Jessica Hope reviews Kinky Boots, on at Bristol Hippodrome until 9 March

Following more than 1,400 dazzling performances, Kinky Boots packed its bags and closed the doors to the Adelphi Theatre in January after three years on the Strand. After snapping up countless rave reviews and an Olivier Award for Best New Musical in 2016, the West End has lost a touch of sparkle and serious sass that this musical brings.

But fear not as the musical is now strutting its six-inch heeled stuff around the UK on a national tour until November – and is filling the Bristol Hippodrome with the fun of the Price & Son factory until 9 March.

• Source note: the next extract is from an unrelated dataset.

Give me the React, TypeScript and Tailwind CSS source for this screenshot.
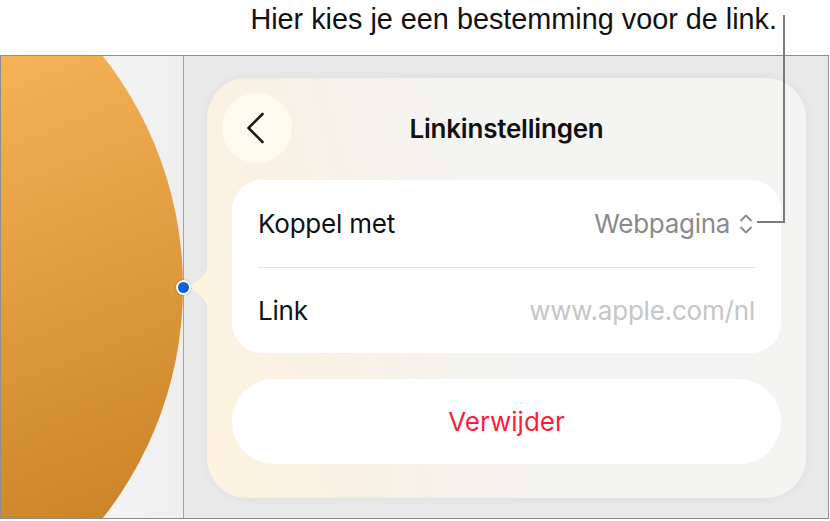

Inspired by a true story – which influenced the plot of the 2005 film Kinky Boots starring Chiwetel Ejiofor, Linda Bassett and Nick Frost, and featured in the BBC documentary Trouble at the Top in 2008 – it follows the life of young Charlie Price, who is left to run his family’s shoe factory in Northampton which is on the brink of closing down. In a quandary about how to save his workers’ jobs and his dad’s legacy, during a surprise encounter he meets Lola – the brilliantly salubrious drag queen – and discovers that making high heeled shoes for men might just be the niche market that he needs to maintain the factory.

With songs by Grammy and Tony-winning pop icon Cyndi Lauper (Girls Just Want to Have Fun), and direction and choreography by Jerry Mitchell (Legally Blonde, Hairspray), this is a feel-good production that will have you toe-tapping and smiling all the way home.

With slick scenery changes (designed by David Rockwell) and impressive costumes (the Beefeater runway outfit was a particular favourite) by Gregg Barnes, it’s a feast for the eyes, as well as the ears.

Taking on the challenging role of Lola is the wonderfully charming and soulful Kayi Ushe, who knocks out outstanding vocals time and time again, and whose stage presence reverberates around the auditorium. Confident, commanding yet compassionate, he shows how Lola is a true leading lady of the musical theatre world.

Joel Harper-Jackson is engaging as the good-natured Charlie, determined to show the world that he can do something right when he puts his mind to it, while Adam Price is utterly endearing as supportive, long-serving factory-runner George.

The ensemble of factory workers are strong, but it’s Lola’s Angels (her entourage of all singing, all strutting drag queens) who are as impeccable as their flawless dance moves, high kicks and cartwheels – all executed in the highest and most colourful of heels (they wear 46 pairs between them!). Their dance moves are faultless, even when challenged with using factory ladders and conveyor belts as part of the choreography.

Kinky Boots is an all-round upbeat, enchanting and high-kicking musical, with bags of sass. Just as Lola might say, the world definitely seems brighter six inches off the ground with this production.